** START OF DATA EXTRACT **

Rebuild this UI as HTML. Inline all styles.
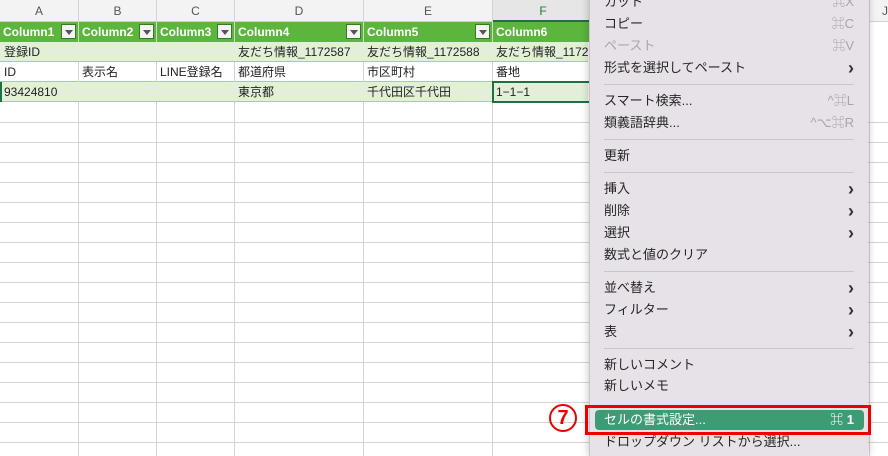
<!DOCTYPE html>
<html style="overflow:hidden;width:888px;height:456px"><head><meta charset="utf-8"><style>
*{margin:0;padding:0;box-sizing:border-box}
body{width:888px;height:456px;overflow:hidden;background:#fff;font-family:"Liberation Sans","Noto Sans CJK JP",sans-serif;position:relative}
.a{position:absolute}
.vl{position:absolute;top:0;width:1px;height:456px;background:#d4d4d4}
.hl{position:absolute;left:0;width:888px;height:1px;background:#d4d4d4}
.hdr{position:absolute;top:0;height:22px;background:#f3f3f3;border-bottom:1px solid #d0d0d0;font-size:12px;color:#555;text-align:center;line-height:22px}
.row{position:absolute;left:0;width:588px;height:20px}
.c{position:absolute;font-size:12px;color:#222;line-height:20px;white-space:nowrap;overflow:hidden}
.th{position:absolute;top:22px;height:20px;background:#5cb53d;color:#fff;font-weight:bold;font-size:12px;line-height:20px;padding-left:3px}
.dd{position:absolute;top:24px;width:15px;height:15px;background:#f4f4f4;border:1px solid #3b7a25}
.dd:after{content:"";position:absolute;left:3px;top:5px;border-left:4px solid transparent;border-right:4px solid transparent;border-top:5px solid #555}
.menu{position:absolute;left:589px;top:-10px;width:279px;height:466px;background:#e7e2e7;box-shadow:0 0 8px rgba(0,0,0,.25);border-left:1px solid #c8c4c8;overflow:hidden}
.mi{position:absolute;left:14px;font-size:13px;color:#262626;line-height:20px;white-space:nowrap}
.sc{position:absolute;right:14px;font-size:13px;color:#a8a4a8;line-height:20px}
.ch{position:absolute;right:14px;font-size:18px;color:#333;line-height:20px;font-weight:bold}
.sep{position:absolute;left:14px;right:14px;height:1px;background:#c9c5c9}
</style></head><body>
<div class="vl" style="left:78px"></div><div class="vl" style="left:156px"></div><div class="vl" style="left:234px"></div><div class="vl" style="left:363px"></div><div class="vl" style="left:492px"></div><div class="vl" style="left:869px"></div>
<div class="hl" style="top:122px"></div><div class="hl" style="top:142px"></div><div class="hl" style="top:162px"></div><div class="hl" style="top:182px"></div><div class="hl" style="top:202px"></div><div class="hl" style="top:222px"></div><div class="hl" style="top:242px"></div><div class="hl" style="top:262px"></div><div class="hl" style="top:282px"></div><div class="hl" style="top:302px"></div><div class="hl" style="top:322px"></div><div class="hl" style="top:342px"></div><div class="hl" style="top:362px"></div><div class="hl" style="top:382px"></div><div class="hl" style="top:402px"></div><div class="hl" style="top:422px"></div><div class="hl" style="top:442px"></div>
<div class="hdr" style="left:0;width:78px">A</div><div class="hdr" style="left:79px;width:77px">B</div><div class="hdr" style="left:157px;width:77px">C</div><div class="hdr" style="left:235px;width:128px">D</div><div class="hdr" style="left:364px;width:128px">E</div><div class="hdr" style="left:493px;width:100px;color:#1e7a3c;background:#e6e6e6;border-bottom:2px solid #1e7145">F</div><div class="hdr" style="left:870px;width:18px;text-align:left;padding-left:12px">J</div>
<div class="th" style="left:0;width:78px">Column1</div><div class="th" style="left:79px;width:77px">Column2</div><div class="th" style="left:157px;width:77px">Column3</div><div class="th" style="left:235px;width:128px">Column4</div><div class="th" style="left:364px;width:128px">Column5</div><div class="th" style="left:493px;width:100px">Column6</div>
<div class="dd" style="left:61px"></div><div class="dd" style="left:139px"></div><div class="dd" style="left:217px"></div><div class="dd" style="left:346px"></div><div class="dd" style="left:475px"></div>
<div class="row" style="top:42px;background:#e2f0d9;border-bottom:1px solid #a9d18e"></div>
<div class="row" style="top:62px;background:#fff;border-bottom:1px solid #a9d18e"></div>
<div class="row" style="top:82px;background:#e2f0d9;border-bottom:1px solid #a9d18e"></div>
<div class="a" style="left:78px;top:62px;width:1px;height:20px;background:#d4d4d4"></div><div class="a" style="left:156px;top:62px;width:1px;height:20px;background:#d4d4d4"></div><div class="a" style="left:234px;top:62px;width:1px;height:20px;background:#d4d4d4"></div><div class="a" style="left:363px;top:62px;width:1px;height:20px;background:#d4d4d4"></div><div class="a" style="left:492px;top:62px;width:1px;height:20px;background:#d4d4d4"></div>
<div class="a" style="left:0;top:82px;width:2px;height:20px;background:#1e7145"></div>
<div class="c" style="left:4px;top:42px">登録ID</div><div class="c" style="left:238px;top:42px;width:124px">友だち情報_1172587</div><div class="c" style="left:367px;top:42px;width:124px">友だち情報_1172588</div><div class="c" style="left:496px;top:42px;width:92px">友だち情報_1172</div>
<div class="c" style="left:4px;top:62px">ID</div><div class="c" style="left:82px;top:62px">表示名</div><div class="c" style="left:160px;top:62px">LINE登録名</div><div class="c" style="left:238px;top:62px">都道府県</div><div class="c" style="left:367px;top:62px">市区町村</div><div class="c" style="left:496px;top:62px">番地</div>
<div class="c" style="left:4px;top:82px">93424810</div><div class="c" style="left:238px;top:82px">東京都</div><div class="c" style="left:367px;top:82px">千代田区千代田</div>
<div class="a" style="left:492px;top:81px;width:100px;height:22px;border:2px solid #1e7145;border-right:none"></div><div class="c" style="left:496px;top:82px">1−1−1</div>
<div class="menu">
<div class="mi" style="top:2px">カット</div><div class="sc" style="top:2px">⌘X</div>
<div class="mi" style="top:24px">コピー</div><div class="sc" style="top:24px">⌘C</div>
<div class="mi" style="top:46px;color:#aaa5aa">ペースト</div><div class="sc" style="top:46px">⌘V</div>
<div class="mi" style="top:68px">形式を選択してペースト</div><div class="ch" style="top:68px">›</div>
<div class="sep" style="top:94px"></div>
<div class="mi" style="top:101px">スマート検索...</div><div class="sc" style="top:101px">^⌘L</div>
<div class="mi" style="top:123px">類義語辞典...</div><div class="sc" style="top:123px">^⌥⌘R</div>
<div class="sep" style="top:149px"></div>
<div class="mi" style="top:156px">更新</div>
<div class="sep" style="top:182px"></div>
<div class="mi" style="top:189px">挿入</div><div class="ch" style="top:189px">›</div>
<div class="mi" style="top:211px">削除</div><div class="ch" style="top:211px">›</div>
<div class="mi" style="top:233px">選択</div><div class="ch" style="top:233px">›</div>
<div class="mi" style="top:255px">数式と値のクリア</div>
<div class="sep" style="top:281px"></div>
<div class="mi" style="top:288px">並べ替え</div><div class="ch" style="top:288px">›</div>
<div class="mi" style="top:310px">フィルター</div><div class="ch" style="top:310px">›</div>
<div class="mi" style="top:332px">表</div><div class="ch" style="top:332px">›</div>
<div class="sep" style="top:358px"></div>
<div class="mi" style="top:365px">新しいコメント</div>
<div class="mi" style="top:386px">新しいメモ</div>
<div class="a" style="left:5px;top:420px;width:269px;height:20px;background:#3e9c74;border-radius:4px"></div>
<div class="mi" style="top:420px;color:#fff">セルの書式設定...</div><div class="sc" style="top:420px;color:#fff;font-weight:bold">⌘ 1</div>
<div class="mi" style="top:442px">ドロップダウン リストから選択...</div>
</div>
<div class="a" style="left:585px;top:405px;width:286px;height:30px;border:3px solid #ee0000"></div>
<div class="a" style="left:549px;top:404px;width:28px;height:28px;border:2px solid #ee0000;border-radius:50%;color:#ee0000;font-weight:bold;font-size:20px;line-height:24px;text-align:center">7</div>
</body></html>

** END OF DATA EXTRACT **

== TASK DESCRIPTION ==
Leave out the pictures and retype every line above exactly.

== RESULT ==
Rebuild this UI as HTML. Inline all styles.
<!DOCTYPE html>
<html style="overflow:hidden;width:888px;height:456px"><head><meta charset="utf-8"><style>
*{margin:0;padding:0;box-sizing:border-box}
body{width:888px;height:456px;overflow:hidden;background:#fff;font-family:"Liberation Sans","Noto Sans CJK JP",sans-serif;position:relative}
.a{position:absolute}
.vl{position:absolute;top:0;width:1px;height:456px;background:#d4d4d4}
.hl{position:absolute;left:0;width:888px;height:1px;background:#d4d4d4}
.hdr{position:absolute;top:0;height:22px;background:#f3f3f3;border-bottom:1px solid #d0d0d0;font-size:12px;color:#555;text-align:center;line-height:22px}
.row{position:absolute;left:0;width:588px;height:20px}
.c{position:absolute;font-size:12px;color:#222;line-height:20px;white-space:nowrap;overflow:hidden}
.th{position:absolute;top:22px;height:20px;background:#5cb53d;color:#fff;font-weight:bold;font-size:12px;line-height:20px;padding-left:3px}
.dd{position:absolute;top:24px;width:15px;height:15px;background:#f4f4f4;border:1px solid #3b7a25}
.dd:after{content:"";position:absolute;left:3px;top:5px;border-left:4px solid transparent;border-right:4px solid transparent;border-top:5px solid #555}
.menu{position:absolute;left:589px;top:-10px;width:279px;height:466px;background:#e7e2e7;box-shadow:0 0 8px rgba(0,0,0,.25);border-left:1px solid #c8c4c8;overflow:hidden}
.mi{position:absolute;left:14px;font-size:13px;color:#262626;line-height:20px;white-space:nowrap}
.sc{position:absolute;right:14px;font-size:13px;color:#a8a4a8;line-height:20px}
.ch{position:absolute;right:14px;font-size:18px;color:#333;line-height:20px;font-weight:bold}
.sep{position:absolute;left:14px;right:14px;height:1px;background:#c9c5c9}
</style></head><body>
<div class="vl" style="left:78px"></div><div class="vl" style="left:156px"></div><div class="vl" style="left:234px"></div><div class="vl" style="left:363px"></div><div class="vl" style="left:492px"></div><div class="vl" style="left:869px"></div>
<div class="hl" style="top:122px"></div><div class="hl" style="top:142px"></div><div class="hl" style="top:162px"></div><div class="hl" style="top:182px"></div><div class="hl" style="top:202px"></div><div class="hl" style="top:222px"></div><div class="hl" style="top:242px"></div><div class="hl" style="top:262px"></div><div class="hl" style="top:282px"></div><div class="hl" style="top:302px"></div><div class="hl" style="top:322px"></div><div class="hl" style="top:342px"></div><div class="hl" style="top:362px"></div><div class="hl" style="top:382px"></div><div class="hl" style="top:402px"></div><div class="hl" style="top:422px"></div><div class="hl" style="top:442px"></div>
<div class="hdr" style="left:0;width:78px">A</div><div class="hdr" style="left:79px;width:77px">B</div><div class="hdr" style="left:157px;width:77px">C</div><div class="hdr" style="left:235px;width:128px">D</div><div class="hdr" style="left:364px;width:128px">E</div><div class="hdr" style="left:493px;width:100px;color:#1e7a3c;background:#e6e6e6;border-bottom:2px solid #1e7145">F</div><div class="hdr" style="left:870px;width:18px;text-align:left;padding-left:12px">J</div>
<div class="th" style="left:0;width:78px">Column1</div><div class="th" style="left:79px;width:77px">Column2</div><div class="th" style="left:157px;width:77px">Column3</div><div class="th" style="left:235px;width:128px">Column4</div><div class="th" style="left:364px;width:128px">Column5</div><div class="th" style="left:493px;width:100px">Column6</div>
<div class="dd" style="left:61px"></div><div class="dd" style="left:139px"></div><div class="dd" style="left:217px"></div><div class="dd" style="left:346px"></div><div class="dd" style="left:475px"></div>
<div class="row" style="top:42px;background:#e2f0d9;border-bottom:1px solid #a9d18e"></div>
<div class="row" style="top:62px;background:#fff;border-bottom:1px solid #a9d18e"></div>
<div class="row" style="top:82px;background:#e2f0d9;border-bottom:1px solid #a9d18e"></div>
<div class="a" style="left:78px;top:62px;width:1px;height:20px;background:#d4d4d4"></div><div class="a" style="left:156px;top:62px;width:1px;height:20px;background:#d4d4d4"></div><div class="a" style="left:234px;top:62px;width:1px;height:20px;background:#d4d4d4"></div><div class="a" style="left:363px;top:62px;width:1px;height:20px;background:#d4d4d4"></div><div class="a" style="left:492px;top:62px;width:1px;height:20px;background:#d4d4d4"></div>
<div class="a" style="left:0;top:82px;width:2px;height:20px;background:#1e7145"></div>
<div class="c" style="left:4px;top:42px">登録ID</div><div class="c" style="left:238px;top:42px;width:124px">友だち情報_1172587</div><div class="c" style="left:367px;top:42px;width:124px">友だち情報_1172588</div><div class="c" style="left:496px;top:42px;width:92px">友だち情報_1172</div>
<div class="c" style="left:4px;top:62px">ID</div><div class="c" style="left:82px;top:62px">表示名</div><div class="c" style="left:160px;top:62px">LINE登録名</div><div class="c" style="left:238px;top:62px">都道府県</div><div class="c" style="left:367px;top:62px">市区町村</div><div class="c" style="left:496px;top:62px">番地</div>
<div class="c" style="left:4px;top:82px">93424810</div><div class="c" style="left:238px;top:82px">東京都</div><div class="c" style="left:367px;top:82px">千代田区千代田</div>
<div class="a" style="left:492px;top:81px;width:100px;height:22px;border:2px solid #1e7145;border-right:none"></div><div class="c" style="left:496px;top:82px">1−1−1</div>
<div class="menu">
<div class="mi" style="top:2px">カット</div><div class="sc" style="top:2px">⌘X</div>
<div class="mi" style="top:24px">コピー</div><div class="sc" style="top:24px">⌘C</div>
<div class="mi" style="top:46px;color:#aaa5aa">ペースト</div><div class="sc" style="top:46px">⌘V</div>
<div class="mi" style="top:68px">形式を選択してペースト</div><div class="ch" style="top:68px">›</div>
<div class="sep" style="top:94px"></div>
<div class="mi" style="top:101px">スマート検索...</div><div class="sc" style="top:101px">^⌘L</div>
<div class="mi" style="top:123px">類義語辞典...</div><div class="sc" style="top:123px">^⌥⌘R</div>
<div class="sep" style="top:149px"></div>
<div class="mi" style="top:156px">更新</div>
<div class="sep" style="top:182px"></div>
<div class="mi" style="top:189px">挿入</div><div class="ch" style="top:189px">›</div>
<div class="mi" style="top:211px">削除</div><div class="ch" style="top:211px">›</div>
<div class="mi" style="top:233px">選択</div><div class="ch" style="top:233px">›</div>
<div class="mi" style="top:255px">数式と値のクリア</div>
<div class="sep" style="top:281px"></div>
<div class="mi" style="top:288px">並べ替え</div><div class="ch" style="top:288px">›</div>
<div class="mi" style="top:310px">フィルター</div><div class="ch" style="top:310px">›</div>
<div class="mi" style="top:332px">表</div><div class="ch" style="top:332px">›</div>
<div class="sep" style="top:358px"></div>
<div class="mi" style="top:365px">新しいコメント</div>
<div class="mi" style="top:386px">新しいメモ</div>
<div class="a" style="left:5px;top:420px;width:269px;height:20px;background:#3e9c74;border-radius:4px"></div>
<div class="mi" style="top:420px;color:#fff">セルの書式設定...</div><div class="sc" style="top:420px;color:#fff;font-weight:bold">⌘ 1</div>
<div class="mi" style="top:442px">ドロップダウン リストから選択...</div>
</div>
<div class="a" style="left:585px;top:405px;width:286px;height:30px;border:3px solid #ee0000"></div>
<div class="a" style="left:549px;top:404px;width:28px;height:28px;border:2px solid #ee0000;border-radius:50%;color:#ee0000;font-weight:bold;font-size:20px;line-height:24px;text-align:center">7</div>
</body></html>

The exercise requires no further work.